12 July 2021
As with many events this year, the shadow of doubt was hanging over the Company Golf Day fixture until relatively late in the day. We were also restricted on numbers due to the interpretation of Covid regulations, but overall, it was a great pleasure to see 22 attendees at Huntercombe Golf Club on 8 July. The full range of the Company was on display, with the youngest attendee being approximately 22, and the oldest, well, not quite four times more experienced, but not far off it!
For those not familiar with Huntercombe, it is a delightful course to the north of Henley, overlooking the Vale of Aylesbury. As a golfing test, it has something to offer all standards and we adopted our traditional format of singles in the morning and foursomes in the afternoon.
Competing for the Challenge Cup, Liveryman Graham Armstrong set a very strong pace on the front nine and, despite appearing to have a slight case of the jitters on the back nine, he was too far ahead to be caught in the end. Well done Graham. Honourable mentions go to Freeman Richard Walker-Taylor as runner-up in the morning, and, err, yours truly for winning the scratch prize for the lowest gross score! Liveryman Tony Wright was successful in his attempt to win “The Putter”, the prize for the golfer achieving the best value for money round by taking the most strokes.

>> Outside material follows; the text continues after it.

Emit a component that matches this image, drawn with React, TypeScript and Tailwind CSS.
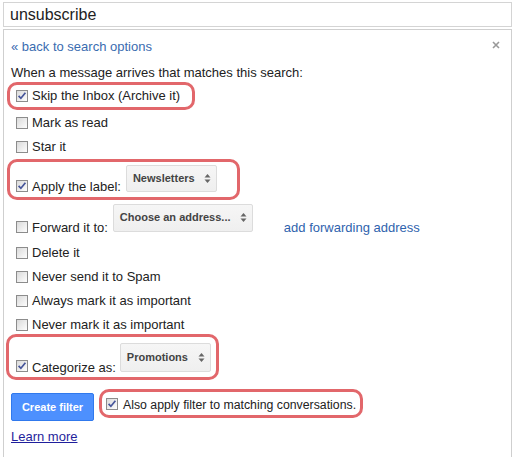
import React from "react";

function Box({ checked }: { checked?: boolean }) {
  return (
    <svg width="12" height="12" viewBox="0 0 12 12" className="shrink-0">
      <defs>
        <linearGradient id="cb-fill" x1="0" y1="0" x2="1" y2="1">
          <stop offset="0" stopColor="#d8d8d8" />
          <stop offset="1" stopColor="#ffffff" />
        </linearGradient>
      </defs>
      <rect x="0.5" y="0.5" width="11" height="11" fill="url(#cb-fill)" stroke="#8c8c8c" />
      {checked && (
        <path d="M2.6 5.8 L4.9 8.3 L9.4 2.8" fill="none" stroke="#46559a" strokeWidth="1.7" />
      )}
    </svg>
  );
}

function Arrows() {
  return (
    <svg width="7" height="11" viewBox="0 0 7 11" className="shrink-0">
      <path d="M0.5 4.5 L3.5 1 L6.5 4.5 Z" fill="#666" />
      <path d="M0.5 6.5 L3.5 10 L6.5 6.5 Z" fill="#666" />
    </svg>
  );
}

function Select({ label, className }: { label: string; className: string }) {
  return (
    <div
      className={
        "flex shrink-0 items-center justify-between rounded-[2px] border border-[#dcdcdc] bg-gradient-to-b from-[#f6f6f6] to-[#efefef] pl-[6px] pr-[5px] pb-[1px] text-[11px] leading-none font-bold whitespace-nowrap text-[#444] " +
        className
      }
    >
      <span>{label}</span>
      <Arrows />
    </div>
  );
}

function Row({ label, checked }: { label: string; checked?: boolean }) {
  return (
    <div className="ml-[5px] flex h-[24px] items-center gap-[4px]">
      <Box checked={checked} />
      <span>{label}</span>
    </div>
  );
}

export default function App() {
  return (
    <div className="h-[457px] w-[513px] overflow-hidden bg-white font-['Liberation_Sans',Arial,sans-serif] text-[13px] text-[#222]">
      <div className="mt-[2px] mr-[1px] ml-[3px] flex h-[25px] items-center border border-[#d4d4d4] pl-[6px] text-[16px] text-[#222]">
        unsubscribe
      </div>
      <div className="relative mt-[2px] mr-[1px] ml-[3px] h-[440px] border border-[#cfcfcf] pl-[7px]">
        <svg width="8" height="8" viewBox="0 0 8 8" className="absolute top-[11px] right-[11px]">
          <path d="M1 1 L7 7 M7 1 L1 7" stroke="#999" strokeWidth="1.6" />
        </svg>

        <div className="mt-[8px] h-[18px] leading-[18px] text-[#3a6cb0]">« back to search options</div>
        <div className="mt-[8px] h-[18px] leading-[18px]">When a message arrives that matches this search:</div>

        <div className="-ml-[4px] flex h-[28px] w-[188px] items-center gap-[4px] rounded-[10px] border-[3px] border-[#e2676b] pl-[6px]">
          <Box checked />
          <span>Skip the Inbox (Archive it)</span>
        </div>

        <div className="mt-[1px]">
          <Row label="Mark as read" />
          <Row label="Star it" />
        </div>

        <div className="-ml-[4px] flex h-[41px] w-[233px] items-end rounded-[10px] border-[3px] border-[#e2676b] pt-[3px] pb-[4px] pl-[6px]">
          <div className="flex items-end gap-[4px] leading-[13px]">
            <span className="mb-[1px]">
              <Box checked />
            </span>
            <span>Apply the label:</span>
          </div>
          <Select label="Newsletters" className="mb-[1px] ml-[5px] h-[27px] w-[91px]" />
        </div>

        <div className="mt-[4px] ml-[5px] flex h-[30px] items-end">
          <div className="flex items-end gap-[4px] leading-[13px]">
            <span className="mb-[1px]">
              <Box />
            </span>
            <span>Forward it to:</span>
          </div>
          <Select label="Choose an address..." className="mb-[2px] ml-[5px] h-[28px] w-[140px]" />
          <span className="ml-[31px] leading-[13px] text-[#2f63ad]">add forwarding address</span>
        </div>

        <div className="mt-[7px]">
          <Row label="Delete it" />
          <Row label="Never send it to Spam" />
          <Row label="Always mark it as important" />
          <Row label="Never mark it as important" />
        </div>

        <div className="-mt-[3px] -ml-[5px] flex h-[46px] w-[213px] items-end rounded-[10px] border-[3px] border-[#e2676b] pb-[3px] pl-[7px]">
          <div className="flex items-end gap-[4px] leading-[13px]">
            <span className="mb-[2px]">
              <Box checked />
            </span>
            <span>Categorize as:</span>
          </div>
          <Select label="Promotions" className="mb-[2px] ml-[4px] h-[29px] w-[91px]" />
        </div>

        <div className="mt-[9px] flex items-start gap-[5px]">
          <button className="mt-[4px] h-[28px] w-[83px] shrink-0 rounded-[2px] border border-[#3079ed] bg-[#4d90fe] text-[11px] font-bold text-white">
            Create filter
          </button>
          <div className="flex h-[29px] w-[264px] shrink-0 items-end gap-[5px] rounded-[10px] border-[3px] border-[#e2676b] pb-[3px] pl-[4px] text-[12.3px] leading-[13px] whitespace-nowrap">
            <span className="mb-[2px]">
              <Box checked />
            </span>
            <span>Also apply filter to matching conversations.</span>
          </div>
        </div>

        <div className="mt-[8px] h-[16px] leading-[16px] text-[#1f1f9c] underline">Learn more</div>
      </div>
    </div>
  );
}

As always, there were “blobbies” (£2 fine for not scoring on a hole) plus “behavioural blobbies”. The pick of the latter was Richard Walker-Taylor for being caught “littering on the course” (he accidentally left his wedge at the back of the second green). However, it was agreed this fine should be paid by Court Assistant Peter Watkins, as Peter’s approach to the second hit the stray club, thus preventing it from disappearing down a steep slope. All proceeds to the MT Foundation.
After an excellent lunch operated in meticulous rule-of-six-compliant fashion, the pairs for the afternoon of 11 holes of foursomes (teams of two hit alternate shots) departed. The Captain of Golf, in front of the massed ranks of spectators, hit a magnificent shank off the first tee, but a lucky rebound off an oak tree saw it land in safety. (A shank is a golf shot where the contact is between the ball and the curved shaft of the club at its joint with the club face – curved surface hitting a curved ball – well, it doesn’t usually end well for the ball, or the player’s reputation). And so, reader, you may be surprised to hear that after the most inauspicious of starts, I and my formidable partner, debutant Apprentice Michael Brown (playing on his birthday) won the silver lamb trophies on a countback.